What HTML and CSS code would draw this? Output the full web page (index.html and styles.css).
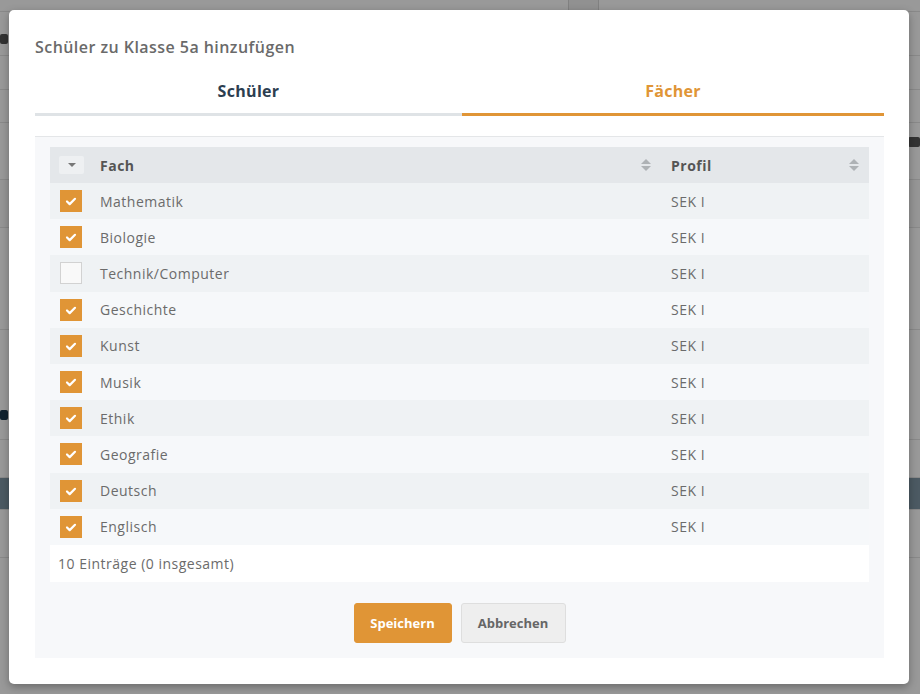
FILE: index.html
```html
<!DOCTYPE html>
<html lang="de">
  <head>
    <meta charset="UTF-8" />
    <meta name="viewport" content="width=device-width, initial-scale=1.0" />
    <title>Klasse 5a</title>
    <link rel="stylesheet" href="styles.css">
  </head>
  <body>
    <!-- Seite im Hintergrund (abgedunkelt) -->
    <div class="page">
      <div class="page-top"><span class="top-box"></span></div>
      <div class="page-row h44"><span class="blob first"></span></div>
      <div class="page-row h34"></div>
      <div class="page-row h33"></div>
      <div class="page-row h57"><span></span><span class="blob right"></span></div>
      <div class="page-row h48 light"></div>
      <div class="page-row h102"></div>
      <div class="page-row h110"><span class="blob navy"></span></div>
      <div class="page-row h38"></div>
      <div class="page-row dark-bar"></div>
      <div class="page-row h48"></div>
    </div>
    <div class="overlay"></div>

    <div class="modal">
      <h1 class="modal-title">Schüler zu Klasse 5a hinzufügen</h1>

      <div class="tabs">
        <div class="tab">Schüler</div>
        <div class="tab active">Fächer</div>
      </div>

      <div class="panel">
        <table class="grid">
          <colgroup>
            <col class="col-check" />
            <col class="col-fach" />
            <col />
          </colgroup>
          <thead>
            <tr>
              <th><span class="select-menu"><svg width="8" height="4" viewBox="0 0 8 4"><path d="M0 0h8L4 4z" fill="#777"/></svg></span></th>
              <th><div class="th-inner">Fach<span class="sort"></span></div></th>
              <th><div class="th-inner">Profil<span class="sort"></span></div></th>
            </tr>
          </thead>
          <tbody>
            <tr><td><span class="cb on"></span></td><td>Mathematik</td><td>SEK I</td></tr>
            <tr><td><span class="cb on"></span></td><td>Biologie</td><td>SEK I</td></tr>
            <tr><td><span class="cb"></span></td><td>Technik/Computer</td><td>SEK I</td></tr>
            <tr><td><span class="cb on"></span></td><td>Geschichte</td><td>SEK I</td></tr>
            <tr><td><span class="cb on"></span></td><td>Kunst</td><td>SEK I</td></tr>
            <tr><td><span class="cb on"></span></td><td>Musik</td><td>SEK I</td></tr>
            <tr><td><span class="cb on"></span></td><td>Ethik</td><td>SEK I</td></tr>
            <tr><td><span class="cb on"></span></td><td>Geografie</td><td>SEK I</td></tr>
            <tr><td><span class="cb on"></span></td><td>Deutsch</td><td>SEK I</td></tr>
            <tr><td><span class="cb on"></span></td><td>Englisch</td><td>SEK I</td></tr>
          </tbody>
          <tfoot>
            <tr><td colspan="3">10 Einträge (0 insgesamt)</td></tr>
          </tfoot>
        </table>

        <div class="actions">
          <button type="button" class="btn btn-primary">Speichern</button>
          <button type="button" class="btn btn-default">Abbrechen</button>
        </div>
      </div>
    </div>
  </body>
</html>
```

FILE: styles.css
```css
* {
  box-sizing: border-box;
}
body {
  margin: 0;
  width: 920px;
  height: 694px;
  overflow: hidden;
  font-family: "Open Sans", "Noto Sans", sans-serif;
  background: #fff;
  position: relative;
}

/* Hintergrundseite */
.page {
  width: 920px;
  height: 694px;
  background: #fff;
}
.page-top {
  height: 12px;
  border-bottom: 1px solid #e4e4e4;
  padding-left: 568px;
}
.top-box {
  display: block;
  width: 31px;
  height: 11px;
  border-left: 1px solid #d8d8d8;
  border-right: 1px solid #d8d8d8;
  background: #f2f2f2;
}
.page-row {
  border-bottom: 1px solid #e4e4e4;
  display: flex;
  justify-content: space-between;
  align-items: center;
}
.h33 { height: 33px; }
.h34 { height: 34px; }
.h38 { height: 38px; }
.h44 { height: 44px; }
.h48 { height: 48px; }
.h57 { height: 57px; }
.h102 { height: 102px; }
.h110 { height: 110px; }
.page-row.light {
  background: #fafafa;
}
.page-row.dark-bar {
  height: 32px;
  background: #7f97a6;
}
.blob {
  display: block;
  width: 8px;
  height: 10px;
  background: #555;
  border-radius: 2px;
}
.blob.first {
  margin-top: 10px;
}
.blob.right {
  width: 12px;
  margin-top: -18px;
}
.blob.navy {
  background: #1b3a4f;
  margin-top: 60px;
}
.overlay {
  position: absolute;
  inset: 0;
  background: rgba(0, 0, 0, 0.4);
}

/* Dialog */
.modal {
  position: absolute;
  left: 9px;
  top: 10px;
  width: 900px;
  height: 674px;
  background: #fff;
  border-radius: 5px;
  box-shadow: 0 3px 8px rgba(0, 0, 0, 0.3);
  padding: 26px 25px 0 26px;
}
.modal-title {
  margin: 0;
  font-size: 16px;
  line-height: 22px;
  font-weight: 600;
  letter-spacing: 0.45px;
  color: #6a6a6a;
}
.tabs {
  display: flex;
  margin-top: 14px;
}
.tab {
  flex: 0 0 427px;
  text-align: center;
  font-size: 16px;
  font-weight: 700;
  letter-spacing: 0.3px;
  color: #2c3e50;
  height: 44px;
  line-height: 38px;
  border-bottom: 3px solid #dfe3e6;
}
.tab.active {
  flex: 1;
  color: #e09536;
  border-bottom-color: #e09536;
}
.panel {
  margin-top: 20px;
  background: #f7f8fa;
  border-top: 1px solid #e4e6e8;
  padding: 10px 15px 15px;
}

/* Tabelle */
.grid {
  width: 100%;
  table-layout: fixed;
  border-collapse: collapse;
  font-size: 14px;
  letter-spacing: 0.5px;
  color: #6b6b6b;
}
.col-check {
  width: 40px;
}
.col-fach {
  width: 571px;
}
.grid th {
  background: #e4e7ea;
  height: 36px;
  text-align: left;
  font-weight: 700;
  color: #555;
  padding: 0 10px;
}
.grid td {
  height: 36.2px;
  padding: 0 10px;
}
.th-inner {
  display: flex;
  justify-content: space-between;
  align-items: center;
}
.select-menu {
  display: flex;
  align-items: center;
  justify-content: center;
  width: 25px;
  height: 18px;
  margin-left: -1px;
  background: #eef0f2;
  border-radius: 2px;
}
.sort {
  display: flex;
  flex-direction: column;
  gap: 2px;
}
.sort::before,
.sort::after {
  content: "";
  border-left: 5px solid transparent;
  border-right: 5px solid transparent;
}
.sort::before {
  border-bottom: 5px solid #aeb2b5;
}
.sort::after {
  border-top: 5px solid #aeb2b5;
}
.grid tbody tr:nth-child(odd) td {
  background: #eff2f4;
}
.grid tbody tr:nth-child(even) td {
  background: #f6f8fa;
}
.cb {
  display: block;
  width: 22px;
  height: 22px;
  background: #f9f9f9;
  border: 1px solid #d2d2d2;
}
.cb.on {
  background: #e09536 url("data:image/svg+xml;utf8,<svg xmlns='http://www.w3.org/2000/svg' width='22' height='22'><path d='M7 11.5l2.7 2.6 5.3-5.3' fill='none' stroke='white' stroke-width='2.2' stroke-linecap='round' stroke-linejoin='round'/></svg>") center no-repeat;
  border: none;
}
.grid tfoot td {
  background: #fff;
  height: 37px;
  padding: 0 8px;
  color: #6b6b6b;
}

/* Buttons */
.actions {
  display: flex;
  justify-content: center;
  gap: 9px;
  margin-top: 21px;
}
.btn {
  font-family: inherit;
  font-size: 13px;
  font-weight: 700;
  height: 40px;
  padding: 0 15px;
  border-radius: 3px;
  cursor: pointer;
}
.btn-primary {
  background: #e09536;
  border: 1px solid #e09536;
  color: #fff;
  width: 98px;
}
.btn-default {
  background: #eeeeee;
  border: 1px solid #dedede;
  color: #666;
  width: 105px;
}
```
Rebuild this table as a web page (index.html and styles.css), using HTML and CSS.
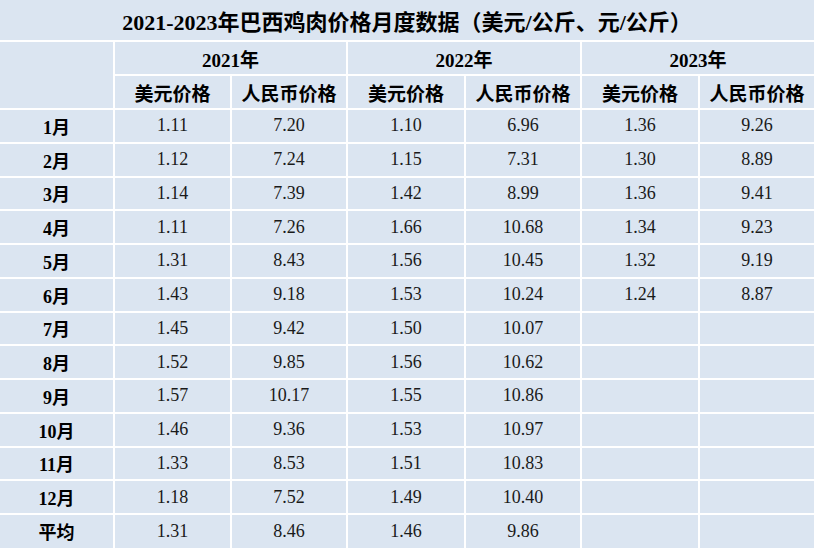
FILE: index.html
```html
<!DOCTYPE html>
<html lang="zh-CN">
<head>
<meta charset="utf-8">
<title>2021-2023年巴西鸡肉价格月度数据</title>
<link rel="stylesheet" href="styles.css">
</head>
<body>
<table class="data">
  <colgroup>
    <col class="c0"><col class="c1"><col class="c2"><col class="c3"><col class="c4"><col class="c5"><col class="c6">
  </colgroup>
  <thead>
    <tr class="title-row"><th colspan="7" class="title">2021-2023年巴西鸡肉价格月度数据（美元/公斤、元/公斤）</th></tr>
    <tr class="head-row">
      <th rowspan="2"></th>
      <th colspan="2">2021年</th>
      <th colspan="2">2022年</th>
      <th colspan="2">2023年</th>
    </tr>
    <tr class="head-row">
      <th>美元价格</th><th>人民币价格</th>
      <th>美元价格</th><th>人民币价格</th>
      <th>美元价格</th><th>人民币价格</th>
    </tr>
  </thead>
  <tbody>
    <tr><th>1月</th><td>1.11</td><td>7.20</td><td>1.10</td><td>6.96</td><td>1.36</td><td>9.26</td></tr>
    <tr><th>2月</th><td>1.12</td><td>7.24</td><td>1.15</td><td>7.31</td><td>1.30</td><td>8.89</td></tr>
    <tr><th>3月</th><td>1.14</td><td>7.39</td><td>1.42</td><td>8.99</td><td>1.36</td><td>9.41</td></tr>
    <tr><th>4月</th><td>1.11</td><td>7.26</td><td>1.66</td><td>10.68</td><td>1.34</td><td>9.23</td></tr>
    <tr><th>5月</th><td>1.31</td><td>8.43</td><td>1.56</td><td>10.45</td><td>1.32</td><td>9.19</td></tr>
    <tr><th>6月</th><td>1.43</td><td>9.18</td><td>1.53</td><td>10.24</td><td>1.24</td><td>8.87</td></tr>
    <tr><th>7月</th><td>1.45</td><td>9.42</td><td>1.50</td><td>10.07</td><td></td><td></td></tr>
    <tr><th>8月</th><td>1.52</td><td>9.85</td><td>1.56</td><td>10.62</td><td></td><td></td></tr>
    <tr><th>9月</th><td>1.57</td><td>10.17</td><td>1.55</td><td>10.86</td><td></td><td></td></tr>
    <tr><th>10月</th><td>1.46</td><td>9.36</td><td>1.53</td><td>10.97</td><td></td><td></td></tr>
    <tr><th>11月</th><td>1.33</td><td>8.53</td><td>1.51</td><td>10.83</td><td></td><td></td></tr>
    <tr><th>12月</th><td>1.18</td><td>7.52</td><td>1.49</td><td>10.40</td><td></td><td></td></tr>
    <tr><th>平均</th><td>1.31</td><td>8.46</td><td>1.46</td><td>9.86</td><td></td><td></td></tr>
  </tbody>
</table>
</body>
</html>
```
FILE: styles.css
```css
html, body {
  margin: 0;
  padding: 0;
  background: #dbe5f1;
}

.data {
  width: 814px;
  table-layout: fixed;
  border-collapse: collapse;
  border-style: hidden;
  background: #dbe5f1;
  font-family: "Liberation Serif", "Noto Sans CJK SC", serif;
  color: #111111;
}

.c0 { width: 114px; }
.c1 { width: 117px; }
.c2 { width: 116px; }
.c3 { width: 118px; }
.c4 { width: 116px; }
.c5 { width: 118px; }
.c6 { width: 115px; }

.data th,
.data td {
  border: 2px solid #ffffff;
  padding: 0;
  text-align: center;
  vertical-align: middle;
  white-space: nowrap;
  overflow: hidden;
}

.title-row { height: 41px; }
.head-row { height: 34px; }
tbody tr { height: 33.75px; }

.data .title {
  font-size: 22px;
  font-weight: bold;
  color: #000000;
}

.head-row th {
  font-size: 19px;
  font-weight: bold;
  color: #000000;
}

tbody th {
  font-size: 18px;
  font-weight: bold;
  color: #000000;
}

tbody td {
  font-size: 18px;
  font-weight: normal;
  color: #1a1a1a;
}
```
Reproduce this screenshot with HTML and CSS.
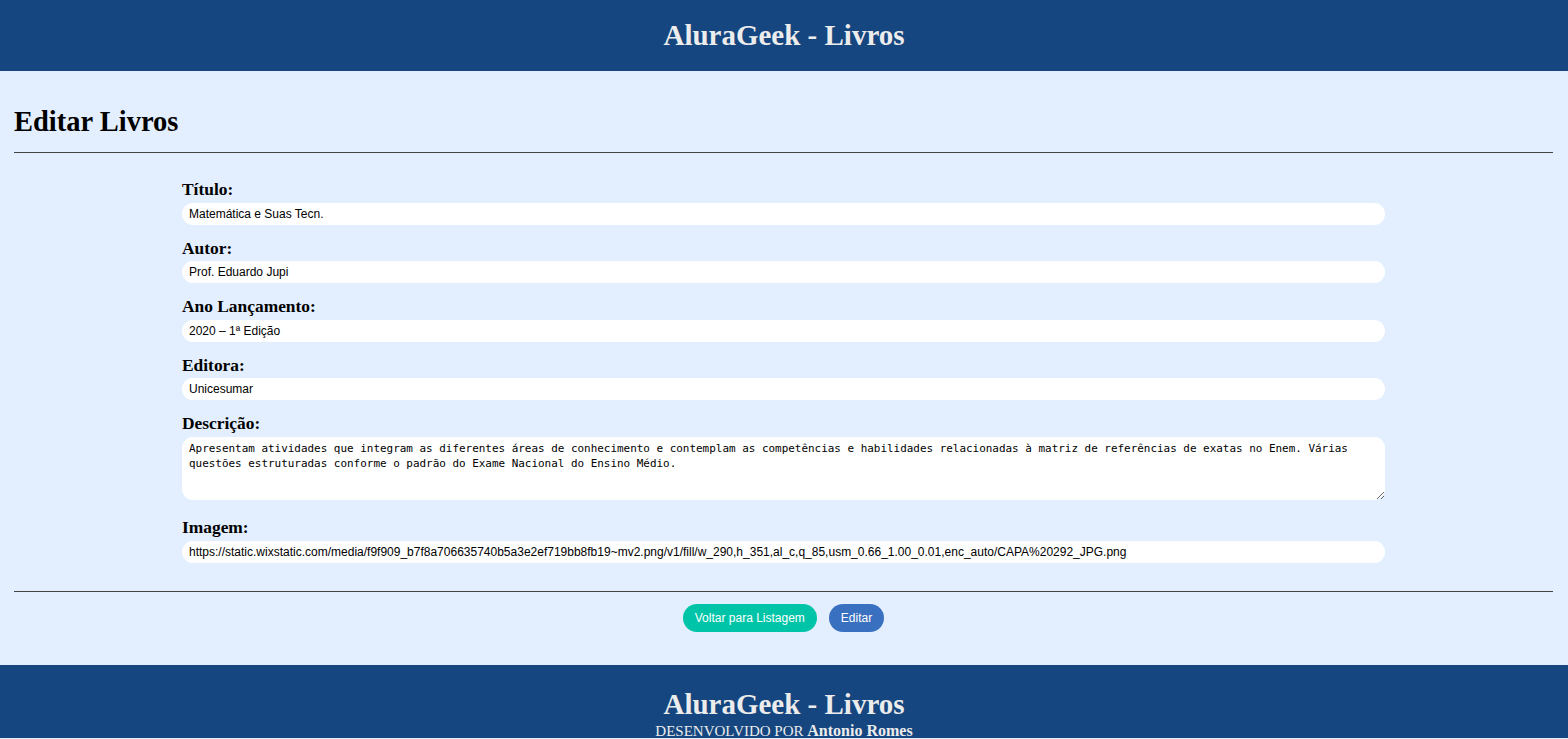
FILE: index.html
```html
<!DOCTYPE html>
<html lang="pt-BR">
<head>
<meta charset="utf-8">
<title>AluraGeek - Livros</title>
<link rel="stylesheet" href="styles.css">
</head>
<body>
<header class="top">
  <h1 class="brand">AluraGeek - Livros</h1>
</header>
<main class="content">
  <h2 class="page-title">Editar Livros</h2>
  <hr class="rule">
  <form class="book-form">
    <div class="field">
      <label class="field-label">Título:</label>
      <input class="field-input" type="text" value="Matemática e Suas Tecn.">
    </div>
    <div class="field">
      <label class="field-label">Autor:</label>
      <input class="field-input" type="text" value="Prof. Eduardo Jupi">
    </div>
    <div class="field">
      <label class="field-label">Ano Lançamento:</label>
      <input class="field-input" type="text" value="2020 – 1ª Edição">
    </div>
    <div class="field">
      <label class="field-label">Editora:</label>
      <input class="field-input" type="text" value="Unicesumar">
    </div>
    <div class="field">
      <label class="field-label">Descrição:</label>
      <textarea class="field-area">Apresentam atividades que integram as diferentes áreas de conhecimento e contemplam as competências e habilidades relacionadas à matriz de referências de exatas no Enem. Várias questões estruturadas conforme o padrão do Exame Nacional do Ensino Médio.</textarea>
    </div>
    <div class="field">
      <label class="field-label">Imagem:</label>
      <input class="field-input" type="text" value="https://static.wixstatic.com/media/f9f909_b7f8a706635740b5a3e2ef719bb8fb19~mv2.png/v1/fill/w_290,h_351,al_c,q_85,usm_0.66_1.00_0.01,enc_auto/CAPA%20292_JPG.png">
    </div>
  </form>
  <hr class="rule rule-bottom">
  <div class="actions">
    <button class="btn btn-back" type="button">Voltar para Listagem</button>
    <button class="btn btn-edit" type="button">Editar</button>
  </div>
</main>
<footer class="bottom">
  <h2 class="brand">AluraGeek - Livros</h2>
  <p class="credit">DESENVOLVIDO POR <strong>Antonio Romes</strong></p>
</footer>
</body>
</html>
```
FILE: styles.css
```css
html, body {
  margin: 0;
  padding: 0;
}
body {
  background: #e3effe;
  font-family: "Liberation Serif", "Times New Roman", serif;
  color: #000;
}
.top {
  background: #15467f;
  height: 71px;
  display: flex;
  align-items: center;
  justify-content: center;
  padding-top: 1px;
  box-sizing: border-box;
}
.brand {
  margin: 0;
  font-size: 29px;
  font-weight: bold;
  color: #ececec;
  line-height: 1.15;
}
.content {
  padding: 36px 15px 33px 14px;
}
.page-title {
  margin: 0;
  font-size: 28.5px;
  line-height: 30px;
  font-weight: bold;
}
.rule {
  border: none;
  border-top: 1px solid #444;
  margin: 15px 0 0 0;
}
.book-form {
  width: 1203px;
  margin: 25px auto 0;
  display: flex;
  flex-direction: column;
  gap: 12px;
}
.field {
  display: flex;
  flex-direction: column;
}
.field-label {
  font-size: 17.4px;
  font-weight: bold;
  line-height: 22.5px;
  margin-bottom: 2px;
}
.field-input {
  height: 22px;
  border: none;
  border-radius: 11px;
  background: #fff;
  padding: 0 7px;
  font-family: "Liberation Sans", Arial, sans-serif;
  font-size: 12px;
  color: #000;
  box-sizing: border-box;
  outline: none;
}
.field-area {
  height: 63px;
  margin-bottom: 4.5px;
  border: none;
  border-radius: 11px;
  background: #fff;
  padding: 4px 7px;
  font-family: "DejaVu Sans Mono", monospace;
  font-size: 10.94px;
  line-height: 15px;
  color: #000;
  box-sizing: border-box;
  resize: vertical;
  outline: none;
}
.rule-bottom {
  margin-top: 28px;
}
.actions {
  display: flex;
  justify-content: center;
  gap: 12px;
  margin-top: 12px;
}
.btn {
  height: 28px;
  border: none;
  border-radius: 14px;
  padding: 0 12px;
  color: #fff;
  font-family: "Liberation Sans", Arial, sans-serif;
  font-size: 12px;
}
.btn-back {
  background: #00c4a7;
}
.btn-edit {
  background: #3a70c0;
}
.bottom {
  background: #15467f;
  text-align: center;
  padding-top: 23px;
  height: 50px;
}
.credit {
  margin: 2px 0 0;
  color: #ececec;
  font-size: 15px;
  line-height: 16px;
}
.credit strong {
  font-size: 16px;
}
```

──────────

__Given task__.
Pull out and copy each line containing the string "table".

__Worked solution__.
        <table class="grid">
        </table>
  table-layout: fixed;
Rebuild this table as a web page (index.html and styles.css), using HTML and CSS.
<table class="data">
</table>
  table-layout: fixed;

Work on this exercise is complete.